» THE PROBLEM
From the listing that follows, reproduce only the lines from the one holding "Write a component" through the one holding "<h1>Collectable List display</h1>", both included, with no pictures.

*-*-*

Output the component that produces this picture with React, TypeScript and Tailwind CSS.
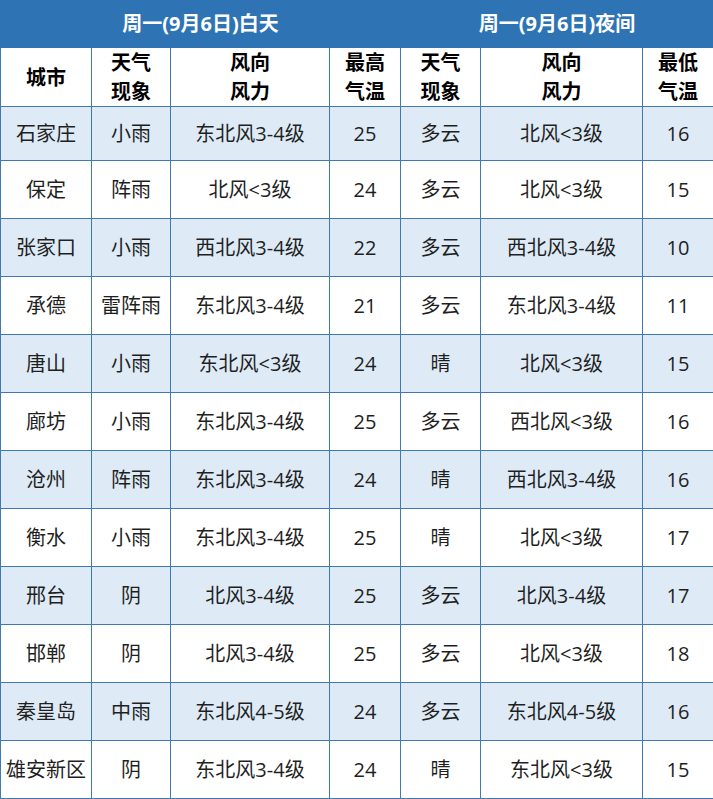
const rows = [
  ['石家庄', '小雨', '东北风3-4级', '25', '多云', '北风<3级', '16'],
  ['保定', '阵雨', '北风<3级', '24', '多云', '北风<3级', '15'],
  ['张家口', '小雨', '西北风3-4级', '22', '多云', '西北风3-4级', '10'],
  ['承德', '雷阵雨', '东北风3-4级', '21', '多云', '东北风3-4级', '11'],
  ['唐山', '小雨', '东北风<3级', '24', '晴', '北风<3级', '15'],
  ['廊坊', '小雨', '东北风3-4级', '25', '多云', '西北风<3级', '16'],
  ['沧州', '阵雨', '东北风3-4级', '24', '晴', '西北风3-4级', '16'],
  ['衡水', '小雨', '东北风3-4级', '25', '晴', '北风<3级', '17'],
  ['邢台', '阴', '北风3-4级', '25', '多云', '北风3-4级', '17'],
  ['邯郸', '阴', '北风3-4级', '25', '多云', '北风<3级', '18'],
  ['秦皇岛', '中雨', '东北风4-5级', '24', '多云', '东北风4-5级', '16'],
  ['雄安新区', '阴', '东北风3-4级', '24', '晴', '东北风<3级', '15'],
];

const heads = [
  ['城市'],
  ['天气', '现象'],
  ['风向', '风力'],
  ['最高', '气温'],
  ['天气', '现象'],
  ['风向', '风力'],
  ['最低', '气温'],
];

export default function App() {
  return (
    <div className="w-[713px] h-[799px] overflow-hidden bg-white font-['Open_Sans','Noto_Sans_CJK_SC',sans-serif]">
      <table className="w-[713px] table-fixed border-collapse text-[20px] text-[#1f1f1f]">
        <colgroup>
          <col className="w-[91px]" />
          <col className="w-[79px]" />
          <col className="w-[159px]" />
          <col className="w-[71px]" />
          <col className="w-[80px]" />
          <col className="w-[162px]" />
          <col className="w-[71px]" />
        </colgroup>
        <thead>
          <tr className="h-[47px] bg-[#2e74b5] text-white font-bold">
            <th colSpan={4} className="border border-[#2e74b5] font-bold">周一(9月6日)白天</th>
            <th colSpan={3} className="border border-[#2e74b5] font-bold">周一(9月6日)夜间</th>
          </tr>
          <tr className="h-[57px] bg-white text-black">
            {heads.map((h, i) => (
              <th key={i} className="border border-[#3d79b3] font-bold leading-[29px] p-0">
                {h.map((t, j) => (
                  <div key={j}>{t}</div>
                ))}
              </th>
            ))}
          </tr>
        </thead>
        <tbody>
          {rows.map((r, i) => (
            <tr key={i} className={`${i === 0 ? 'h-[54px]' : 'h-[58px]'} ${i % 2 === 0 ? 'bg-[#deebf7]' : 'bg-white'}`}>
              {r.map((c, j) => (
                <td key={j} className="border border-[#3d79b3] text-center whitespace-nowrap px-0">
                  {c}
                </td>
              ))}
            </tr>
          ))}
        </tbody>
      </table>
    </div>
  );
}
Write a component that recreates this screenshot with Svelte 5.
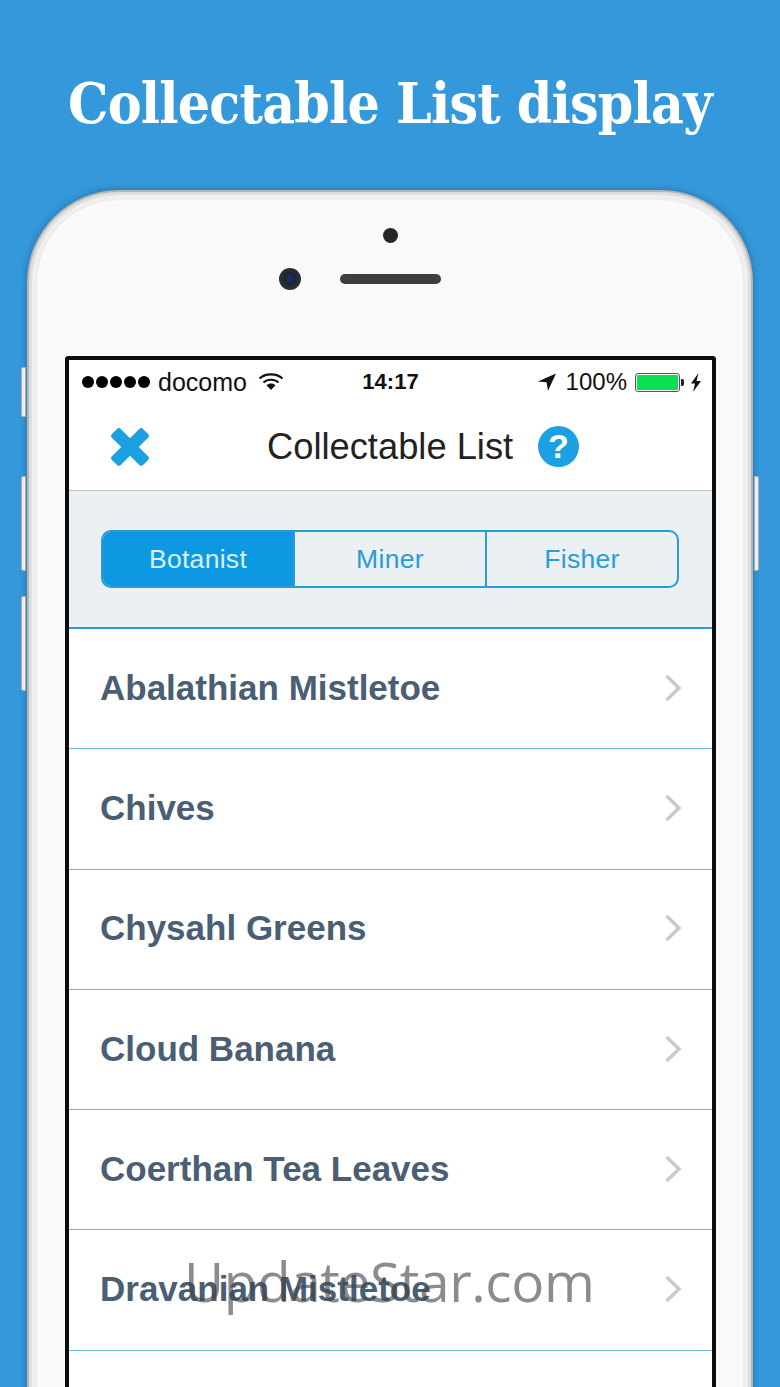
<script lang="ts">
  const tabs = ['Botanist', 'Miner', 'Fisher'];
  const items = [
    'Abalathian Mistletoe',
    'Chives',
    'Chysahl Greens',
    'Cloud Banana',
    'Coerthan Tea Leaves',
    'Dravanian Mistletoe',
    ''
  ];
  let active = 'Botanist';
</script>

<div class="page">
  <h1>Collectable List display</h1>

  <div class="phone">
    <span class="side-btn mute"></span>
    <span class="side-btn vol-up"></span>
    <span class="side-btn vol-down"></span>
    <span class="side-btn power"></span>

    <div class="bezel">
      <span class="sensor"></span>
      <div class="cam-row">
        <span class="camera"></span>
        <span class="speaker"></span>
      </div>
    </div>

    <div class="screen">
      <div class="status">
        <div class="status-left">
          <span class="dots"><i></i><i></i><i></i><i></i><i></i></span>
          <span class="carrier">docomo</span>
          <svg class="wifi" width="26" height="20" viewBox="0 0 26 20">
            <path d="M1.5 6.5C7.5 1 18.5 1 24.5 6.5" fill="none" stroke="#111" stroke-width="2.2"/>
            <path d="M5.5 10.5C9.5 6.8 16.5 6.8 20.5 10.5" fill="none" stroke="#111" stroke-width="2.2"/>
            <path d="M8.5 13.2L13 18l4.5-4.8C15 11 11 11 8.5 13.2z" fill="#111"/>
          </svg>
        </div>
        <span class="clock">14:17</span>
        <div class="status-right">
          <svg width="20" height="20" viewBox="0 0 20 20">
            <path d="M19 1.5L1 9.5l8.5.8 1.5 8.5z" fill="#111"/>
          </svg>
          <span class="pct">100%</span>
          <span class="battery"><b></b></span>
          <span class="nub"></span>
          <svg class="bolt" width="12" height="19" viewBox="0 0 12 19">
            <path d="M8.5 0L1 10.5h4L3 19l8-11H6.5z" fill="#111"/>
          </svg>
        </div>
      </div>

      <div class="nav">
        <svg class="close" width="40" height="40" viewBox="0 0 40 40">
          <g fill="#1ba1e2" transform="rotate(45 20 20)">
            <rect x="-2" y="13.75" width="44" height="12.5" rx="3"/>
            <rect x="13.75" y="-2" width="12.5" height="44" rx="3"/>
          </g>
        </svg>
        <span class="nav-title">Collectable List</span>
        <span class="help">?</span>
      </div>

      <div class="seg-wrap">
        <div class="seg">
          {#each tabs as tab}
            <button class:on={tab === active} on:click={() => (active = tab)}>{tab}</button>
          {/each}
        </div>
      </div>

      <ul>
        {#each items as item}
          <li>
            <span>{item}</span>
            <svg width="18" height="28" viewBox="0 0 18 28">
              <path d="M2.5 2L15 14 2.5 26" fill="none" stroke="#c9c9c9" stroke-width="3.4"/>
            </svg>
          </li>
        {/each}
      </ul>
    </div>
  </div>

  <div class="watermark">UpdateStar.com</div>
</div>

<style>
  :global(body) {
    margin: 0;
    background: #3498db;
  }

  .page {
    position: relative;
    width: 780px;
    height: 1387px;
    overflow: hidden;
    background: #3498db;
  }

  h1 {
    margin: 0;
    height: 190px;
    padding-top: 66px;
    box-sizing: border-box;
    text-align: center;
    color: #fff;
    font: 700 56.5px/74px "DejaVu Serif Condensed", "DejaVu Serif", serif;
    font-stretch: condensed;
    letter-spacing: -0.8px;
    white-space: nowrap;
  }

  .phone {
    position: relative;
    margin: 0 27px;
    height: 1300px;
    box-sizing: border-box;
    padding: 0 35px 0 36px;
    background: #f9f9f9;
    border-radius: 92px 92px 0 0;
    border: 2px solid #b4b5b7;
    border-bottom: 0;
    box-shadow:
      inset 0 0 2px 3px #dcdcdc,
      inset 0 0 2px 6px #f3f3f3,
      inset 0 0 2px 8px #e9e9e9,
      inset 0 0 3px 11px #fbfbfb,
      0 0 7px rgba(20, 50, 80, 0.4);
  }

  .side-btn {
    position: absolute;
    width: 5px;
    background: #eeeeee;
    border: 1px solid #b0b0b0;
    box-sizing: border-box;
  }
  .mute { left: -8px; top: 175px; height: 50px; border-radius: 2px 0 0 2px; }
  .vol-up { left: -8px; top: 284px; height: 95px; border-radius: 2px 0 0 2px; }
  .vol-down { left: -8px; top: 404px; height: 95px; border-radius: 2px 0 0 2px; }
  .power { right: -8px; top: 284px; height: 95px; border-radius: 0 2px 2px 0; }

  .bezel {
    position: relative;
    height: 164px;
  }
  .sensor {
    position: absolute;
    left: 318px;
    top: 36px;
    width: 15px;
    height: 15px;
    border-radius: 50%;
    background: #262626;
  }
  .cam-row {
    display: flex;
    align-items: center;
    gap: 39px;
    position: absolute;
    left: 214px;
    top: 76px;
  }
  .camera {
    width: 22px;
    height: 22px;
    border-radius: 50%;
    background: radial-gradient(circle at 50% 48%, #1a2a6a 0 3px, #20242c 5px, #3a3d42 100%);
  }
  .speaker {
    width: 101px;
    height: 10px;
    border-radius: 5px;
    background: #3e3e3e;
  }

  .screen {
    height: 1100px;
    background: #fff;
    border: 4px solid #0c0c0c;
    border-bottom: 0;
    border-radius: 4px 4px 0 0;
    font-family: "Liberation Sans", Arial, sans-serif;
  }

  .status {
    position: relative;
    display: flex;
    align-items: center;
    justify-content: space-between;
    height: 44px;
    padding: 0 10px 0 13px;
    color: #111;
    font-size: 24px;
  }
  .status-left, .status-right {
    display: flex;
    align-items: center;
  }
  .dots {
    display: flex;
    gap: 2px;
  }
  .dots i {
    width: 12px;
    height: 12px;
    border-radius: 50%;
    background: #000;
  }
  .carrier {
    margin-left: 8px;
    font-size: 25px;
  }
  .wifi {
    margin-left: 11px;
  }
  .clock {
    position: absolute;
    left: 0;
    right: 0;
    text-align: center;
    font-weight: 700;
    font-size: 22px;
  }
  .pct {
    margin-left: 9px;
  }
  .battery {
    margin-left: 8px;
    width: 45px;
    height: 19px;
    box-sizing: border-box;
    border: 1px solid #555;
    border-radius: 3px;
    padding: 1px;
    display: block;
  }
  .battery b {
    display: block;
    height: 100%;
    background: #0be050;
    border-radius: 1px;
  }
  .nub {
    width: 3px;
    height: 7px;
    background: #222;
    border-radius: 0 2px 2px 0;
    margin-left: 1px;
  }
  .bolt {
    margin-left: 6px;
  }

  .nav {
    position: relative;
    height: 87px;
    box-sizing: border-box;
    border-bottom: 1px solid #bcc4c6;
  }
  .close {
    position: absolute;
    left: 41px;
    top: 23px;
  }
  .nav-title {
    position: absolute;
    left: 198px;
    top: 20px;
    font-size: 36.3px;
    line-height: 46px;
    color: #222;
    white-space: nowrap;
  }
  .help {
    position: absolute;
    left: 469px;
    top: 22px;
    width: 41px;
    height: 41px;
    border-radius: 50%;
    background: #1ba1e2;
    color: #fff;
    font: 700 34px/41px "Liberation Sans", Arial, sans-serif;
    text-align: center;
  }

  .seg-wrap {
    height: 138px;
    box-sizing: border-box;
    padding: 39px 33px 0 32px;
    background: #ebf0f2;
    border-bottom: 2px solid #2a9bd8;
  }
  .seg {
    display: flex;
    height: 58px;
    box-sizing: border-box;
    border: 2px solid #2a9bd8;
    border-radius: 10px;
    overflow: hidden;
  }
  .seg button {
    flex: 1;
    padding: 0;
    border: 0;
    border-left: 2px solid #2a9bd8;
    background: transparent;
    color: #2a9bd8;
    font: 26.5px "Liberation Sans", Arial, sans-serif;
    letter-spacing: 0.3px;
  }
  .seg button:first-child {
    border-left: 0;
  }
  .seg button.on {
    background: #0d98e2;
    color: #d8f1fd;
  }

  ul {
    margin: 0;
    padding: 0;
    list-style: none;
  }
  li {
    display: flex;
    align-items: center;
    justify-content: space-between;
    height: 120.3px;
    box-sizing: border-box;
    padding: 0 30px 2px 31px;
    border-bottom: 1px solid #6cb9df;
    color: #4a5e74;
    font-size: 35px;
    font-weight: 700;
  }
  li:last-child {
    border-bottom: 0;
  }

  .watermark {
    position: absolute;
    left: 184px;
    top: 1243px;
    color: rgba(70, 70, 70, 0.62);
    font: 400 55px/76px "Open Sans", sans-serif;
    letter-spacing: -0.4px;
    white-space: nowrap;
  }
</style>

*-*-*

» IN RESPONSE
Write a component that recreates this screenshot with Svelte 5.
<script lang="ts">
  const tabs = ['Botanist', 'Miner', 'Fisher'];
  const items = [
    'Abalathian Mistletoe',
    'Chives',
    'Chysahl Greens',
    'Cloud Banana',
    'Coerthan Tea Leaves',
    'Dravanian Mistletoe',
    ''
  ];
  let active = 'Botanist';
</script>

<div class="page">
  <h1>Collectable List display</h1>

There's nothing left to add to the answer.